The results of previous analyses of retroviral nucleotide sequences (I. Laprevotte et al. 2001) suggest a major duplication/deletion evolutionary role of the reverse transcriptase. This explained that the relevance of a multiple alignment of LTR nucleotide sequences was difficult to estimate with the four-letter alphabet of DNA. This led to use "local decoding of order N" of sequences that consists in rewriting a set of observed biological sequences using a larger alphabet accounting for the neighborhood of each letter in the sequences (the integer N is the only required parameter).
        The renamed letters conserved between aligned sequences tend to cluster into homology blocks, so that we describe a rapid and interactive method to produce trees from sets of HIV/SIV nucleotide sequences: the pairwise comparisons of sequence compositions in encoded letters produce distance matrices that make it possible to compute trees without the preliminary step of aligning the nucleotide sequences.

        We present here the prototype program that has been used in the present work. A revised and documented version of this program is to be published. Here are also included the sequence files (in FASTA format) that have been used to compute the trees displayed in Figures 2 and 3 and other trees mentionned in the text.

SEQUENCES DATA and TREES (here are the sequences data files used in the article. You can download them to rerun the program below and to see the results mentioned in the paper.)
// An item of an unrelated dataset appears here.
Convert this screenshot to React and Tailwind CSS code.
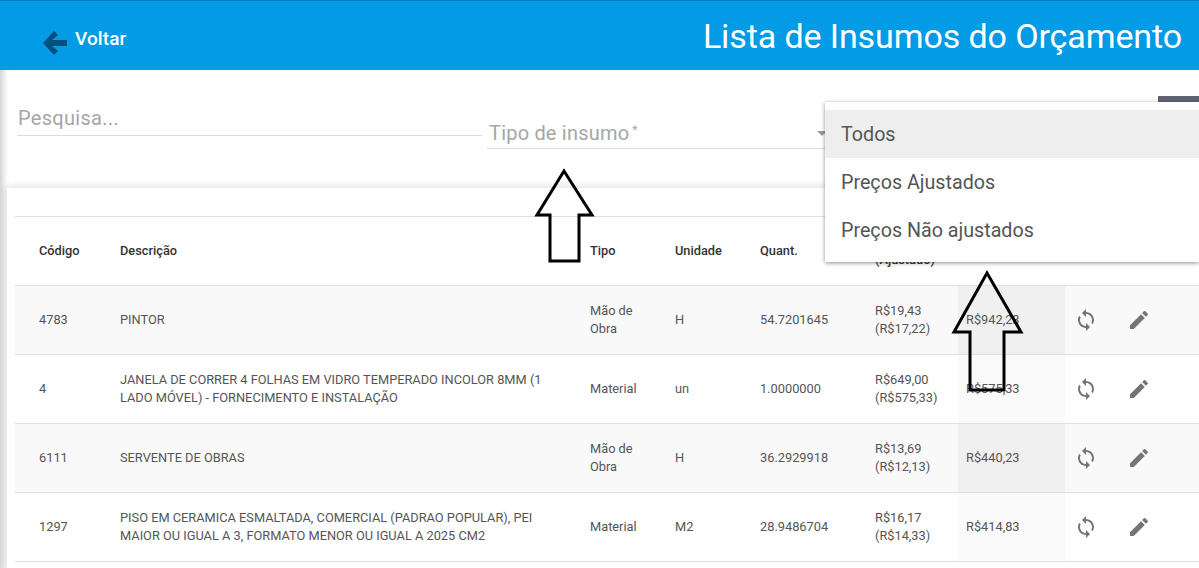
import React from 'react';
import { MdSync, MdEdit, MdArrowDropDown } from 'react-icons/md';

const rows = [
  { cod: '4783', desc: 'PINTOR', tipo: 'Mão de Obra', un: 'H', qtd: '54.7201645', preco: 'R$19,43', ajust: '(R$17,22)', total: 'R$942,23' },
  { cod: '4', desc: 'JANELA DE CORRER 4 FOLHAS EM VIDRO TEMPERADO INCOLOR 8MM (1 LADO MÓVEL) - FORNECIMENTO E INSTALAÇÃO', tipo: 'Material', un: 'un', qtd: '1.0000000', preco: 'R$649,00', ajust: '(R$575,33)', total: 'R$575,33' },
  { cod: '6111', desc: 'SERVENTE DE OBRAS', tipo: 'Mão de Obra', un: 'H', qtd: '36.2929918', preco: 'R$13,69', ajust: '(R$12,13)', total: 'R$440,23' },
  { cod: '1297', desc: 'PISO EM CERAMICA ESMALTADA, COMERCIAL (PADRAO POPULAR), PEI MAIOR OU IGUAL A 3, FORMATO MENOR OU IGUAL A 2025 CM2', tipo: 'Material', un: 'M2', qtd: '28.9486704', preco: 'R$16,17', ajust: '(R$14,33)', total: 'R$414,83' },
];

const cols = 'grid grid-cols-[105px_470px_85px_85px_115px_83px_107px_125px]';

function App() {
  return (
    <div className="relative h-[568px] w-[1199px] overflow-hidden bg-white font-['Roboto',sans-serif]">
      <header className="flex h-[70px] items-center justify-between border-t border-t-[#0277bd] bg-[#039be5] pl-[43px] pr-[17px]">
        <div className="mt-[7px] flex items-start gap-2">
          <svg className="mt-[7px]" width="24" height="24" viewBox="0 0 24 24" fill="#03507f">
            <path d="M0 12 L11 0 L15 4 L9 9 H24 V15 H9 L15 20 L11 24 Z" />
          </svg>
          <span className="mt-[3px] text-[19px] font-medium leading-[24px] tracking-[0.1px] text-white">Voltar</span>
        </div>
        <h1 className="text-[34px] leading-[40px] tracking-[-0.1px] text-white">Lista de Insumos do Orçamento</h1>
      </header>

      <main className="h-[498px] pl-[7px] shadow-[inset_7px_0_6px_-4px_rgba(0,0,0,0.2)]">
        <div className="flex h-[118px] items-start pl-[10px] pt-[26px]">
          <div className="h-[40px] w-[465px] border-b border-[#dddddd] pl-px text-[20px] leading-[44px] tracking-[0.3px] text-[#a6a6a6]">Pesquisa...</div>
          <div className="ml-[5px] mt-[13px] flex h-[40px] w-[338px] items-start justify-between border-b border-[#dddddd] pl-[2px] text-[20px] leading-[48px] tracking-[0.2px] text-[#a6a6a6]">
            <span>Tipo de insumo<span className="relative -top-[6px] ml-[3px] text-[12px]">*</span></span>
            <MdArrowDropDown className="mt-[12px] -mr-[9px] text-[#9a9a9a]" size={24} />
          </div>
          <div className="ml-auto h-[80px] w-[41px] bg-[#5f6371]" />
        </div>

        <section className="relative h-[380px] bg-white pl-2 shadow-[0_-1px_8px_rgba(0,0,0,0.14)]">
          <div className="h-[28px]" />
          <div className={`${cols} h-[70px] items-center border-y border-[#e0e0e0] text-[12.8px] font-medium leading-[18px] text-[#333333]`}>
            <div className="pl-6">Código</div>
            <div>Descrição</div>
            <div>Tipo</div>
            <div>Unidade</div>
            <div>Quant.</div>
            <div>Preço<br />(Ajustado)</div>
            <div className="pl-2">Total</div>
            <div />
          </div>
          {rows.map((r, i) => (
            <div key={r.cod} className={`${cols} h-[69px] items-center border-b border-[#e0e0e0] text-[12.8px] leading-[18px] text-[#555555] ${i % 2 === 0 ? 'bg-[#f9f9f9]' : 'bg-white'}`}>
              <div className="pl-6">{r.cod}</div>
              <div className="pr-[26px]">{r.desc}</div>
              <div className="pr-6">{r.tipo}</div>
              <div>{r.un}</div>
              <div>{r.qtd}</div>
              <div>{r.preco}<br />{r.ajust}</div>
              <div className={`flex h-full items-center pl-2 ${i % 2 === 0 ? 'bg-[#f0f0f0]' : 'bg-[#fafafa]'}`}>{r.total}</div>
              <div className="flex items-center gap-[29px] pl-[9px] text-[#757575]">
                <MdSync size={24} />
                <MdEdit size={24} />
              </div>
            </div>
          ))}
        </section>
      </main>

      {/* menu aberto do filtro de preços */}
      <div className="absolute left-[825px] top-[102px] w-[374px] bg-white py-2 text-[19.7px] text-[#555555] shadow-[0_1px_4px_rgba(0,0,0,0.45)]">
        <div className="flex h-12 items-center bg-[#eeeeee] pl-4 pt-0.5">Todos</div>
        <div className="flex h-12 items-center pl-4 pt-0.5">Preços Ajustados</div>
        <div className="flex h-12 items-center pl-4 pt-0.5">Preços Não ajustados</div>
      </div>

      {/* setas de anotação */}
      <svg className="absolute left-[530px] top-[165px]" width="70" height="100" fill="none" stroke="#000" strokeWidth="3">
        <path d="M34 6 L7 50 H20 V96 H49 V50 H62 Z" />
      </svg>
      <svg className="absolute left-[948px] top-[268px]" width="80" height="126" fill="none" stroke="#000" strokeWidth="3">
        <path d="M39 5 L6 64 H22 V122 H56 V64 H73 Z" />
      </svg>
    </div>
  );
}

export default App;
Comp_2000 : 46 HIV/SIV complete nucleotide sequences compiled in the Los Alamos Compendium 2000. The NJ tree computed with N=13 is shown in Comp2000_13_tree.ps or Comp2000_13_tree.pdf.
hiv.fsa : 70 HIV/SIV nucleotide sequences (66 complete). The NJ tree computed with N=15 is shown in paper Figure 2.
gag.fsa : 70 HIV/SIV gag nucleotide sequences (66 complete). The NJ tree computed with N=18 is shown in gag18_tree.ps or gag18_tree.pdf.
pol.fsa : 66 HIV/SIV pol nucleotide sequences. The NJ tree computed with N=22 is shown in pol22_tree.ps or pol22_tree.pdf.
env.fsa : 66 HIV/SIV env nucleotide sequences. The NJ tree computed with N=15 is shown in env15_tree.ps or env15_tree.pdf.
nef.fsa : 66 HIV/SIV nef nucleotide sequences. The NJ tree computed with N=13 is shown in nef13_tree.ps or nef13_tree.pdf.
hivltr.fsa : 43 HIV/SIV non-coding parts of LTR nucleotide sequences. The NJ tree computed with N=11 is shown in paper Figure 3.
 
 

PROTOTYPE PROGRAM

install.exe : self extracting application for Windows (SCeNE has to be installed on the disk C:\)

Installation steps :
1 - Save install.exe on C:\ (this program is a prototype and the location of the self-extracting archive in C:\ is imperative)
2 - Click on install.exe (caution : do not change the default directory). The self extracting file create a directory SCeNE on the root C:\ .
Execution steps :
1 - Click on SCeNE.exe in the directory C:\SCeNE
2 - In the window "Load Sequences" select the sequence file with the Browser and press the button "Load Sequences".
3 - In the window "Compute N-ecriture" select the N-block presentation rank in the text field "Level" and press the button "Compute". Wait for the next window.
4 - Select the phylogeny window. Select "score based on sequences" (which corresponds to the
calculation method used in the associated paper).  Press the button "GO".
5 - Wait few seconds and press NJPlot to display the tree.

A formal presentation of the local decoding and a comparison of the distance used to compute trees vs an alignment distance can be found in
G. Didier, I. Laprevotte, M. Pupin et Alain Hénaut, Local Decoding of Sequences and Alignment-Free Comparison, Journal of Computational Biology 13(8) (2006)